[INFORMATION SHOWN]:
╔══

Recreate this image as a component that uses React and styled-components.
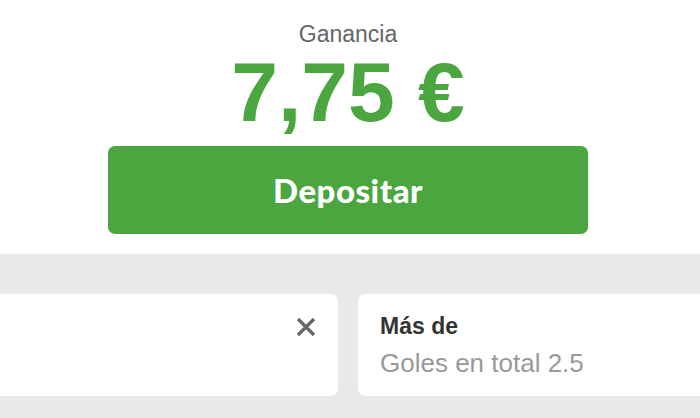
import React from "react";
import styled, { createGlobalStyle } from "styled-components";

const GlobalStyle = createGlobalStyle`
  body {
    margin: 0;
    font-family: "Liberation Sans", Arial, sans-serif;
    background: #e9e9e9;
  }
`;

const Page = styled.div`
  width: 700px;
  height: 418px;
  overflow: hidden;
  display: flex;
  flex-direction: column;
`;

const Summary = styled.div`
  background: #ffffff;
  display: flex;
  flex-direction: column;
  align-items: center;
  padding: 22px 4px 20px 0;
`;

const Label = styled.div`
  font-size: 23px;
  line-height: 24px;
  color: #666666;
`;

const Amount = styled.div`
  margin-top: 6px;
  font-size: 84px;
  line-height: 80px;
  font-weight: 700;
  color: #4ba63f;
`;

const Button = styled.button`
  margin-top: 14px;
  width: 480px;
  height: 88px;
  border: none;
  border-radius: 7px;
  background: #4ba63f;
  color: #ffffff;
  font-family: Lato, "Open Sans", sans-serif;
  font-weight: 900;
  font-size: 33px;
  letter-spacing: 0.5px;
  cursor: pointer;
`;

const Slips = styled.div`
  flex: 1;
  padding-top: 40px;
  overflow: hidden;
`;

const Track = styled.div`
  display: flex;
  gap: 20px;
  margin-left: -22px;
`;

const Card = styled.div`
  flex: 0 0 360px;
  height: 102px;
  box-sizing: border-box;
  background: #ffffff;
  border-radius: 7px;
  padding: 18px 22px;
  display: flex;
  justify-content: space-between;
  align-items: flex-start;
`;

const Info = styled.div`
  display: flex;
  flex-direction: column;
`;

const Title = styled.div`
  font-size: 23px;
  line-height: 28px;
  font-weight: 700;
  color: #333333;
`;

const Subtitle = styled.div`
  margin-top: 8px;
  font-size: 26px;
  line-height: 30px;
  color: #999999;
`;

const Close = styled.div`
  margin-left: auto;
  margin-top: 5px;
  width: 20px;
  height: 20px;
  cursor: pointer;
`;

const CloseIcon = () => (
  <svg width="20" height="20" viewBox="0 0 20 20">
    <path d="M2 2 L18 18 M18 2 L2 18" stroke="#666666" strokeWidth="3.2" />
  </svg>
);

const App = () => {
  return (
    <Page>
      <GlobalStyle />
      <Summary>
        <Label>Ganancia</Label>
        <Amount>7,75 €</Amount>
        <Button>Depositar</Button>
      </Summary>
      <Slips>
        <Track>
          <Card>
            <Close>
              <CloseIcon />
            </Close>
          </Card>
          <Card>
            <Info>
              <Title>Más de</Title>
              <Subtitle>Goles en total 2.5</Subtitle>
            </Info>
          </Card>
        </Track>
      </Slips>
    </Page>
  );
};

export default App;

╚══

[EXERCISE INSTRUCTIONS]: Write the lines above out again exactly, without any of their pictures.

[WRITTEN REPLY]:
Recreate this image as a component that uses React and styled-components.
import React from "react";
import styled, { createGlobalStyle } from "styled-components";

const GlobalStyle = createGlobalStyle`
  body {
    margin: 0;
    font-family: "Liberation Sans", Arial, sans-serif;
    background: #e9e9e9;
  }
`;

const Page = styled.div`
  width: 700px;
  height: 418px;
  overflow: hidden;
  display: flex;
  flex-direction: column;
`;

const Summary = styled.div`
  background: #ffffff;
  display: flex;
  flex-direction: column;
  align-items: center;
  padding: 22px 4px 20px 0;
`;

const Label = styled.div`
  font-size: 23px;
  line-height: 24px;
  color: #666666;
`;

const Amount = styled.div`
  margin-top: 6px;
  font-size: 84px;
  line-height: 80px;
  font-weight: 700;
  color: #4ba63f;
`;

const Button = styled.button`
  margin-top: 14px;
  width: 480px;
  height: 88px;
  border: none;
  border-radius: 7px;
  background: #4ba63f;
  color: #ffffff;
  font-family: Lato, "Open Sans", sans-serif;
  font-weight: 900;
  font-size: 33px;
  letter-spacing: 0.5px;
  cursor: pointer;
`;

const Slips = styled.div`
  flex: 1;
  padding-top: 40px;
  overflow: hidden;
`;

const Track = styled.div`
  display: flex;
  gap: 20px;
  margin-left: -22px;
`;

const Card = styled.div`
  flex: 0 0 360px;
  height: 102px;
  box-sizing: border-box;
  background: #ffffff;
  border-radius: 7px;
  padding: 18px 22px;
  display: flex;
  justify-content: space-between;
  align-items: flex-start;
`;

const Info = styled.div`
  display: flex;
  flex-direction: column;
`;

const Title = styled.div`
  font-size: 23px;
  line-height: 28px;
  font-weight: 700;
  color: #333333;
`;

const Subtitle = styled.div`
  margin-top: 8px;
  font-size: 26px;
  line-height: 30px;
  color: #999999;
`;

const Close = styled.div`
  margin-left: auto;
  margin-top: 5px;
  width: 20px;
  height: 20px;
  cursor: pointer;
`;

const CloseIcon = () => (
  <svg width="20" height="20" viewBox="0 0 20 20">
    <path d="M2 2 L18 18 M18 2 L2 18" stroke="#666666" strokeWidth="3.2" />
  </svg>
);

const App = () => {
  return (
    <Page>
      <GlobalStyle />
      <Summary>
        <Label>Ganancia</Label>
        <Amount>7,75 €</Amount>
        <Button>Depositar</Button>
      </Summary>
      <Slips>
        <Track>
          <Card>
            <Close>
              <CloseIcon />
            </Close>
          </Card>
          <Card>
            <Info>
              <Title>Más de</Title>
              <Subtitle>Goles en total 2.5</Subtitle>
            </Info>
          </Card>
        </Track>
      </Slips>
    </Page>
  );
};

export default App;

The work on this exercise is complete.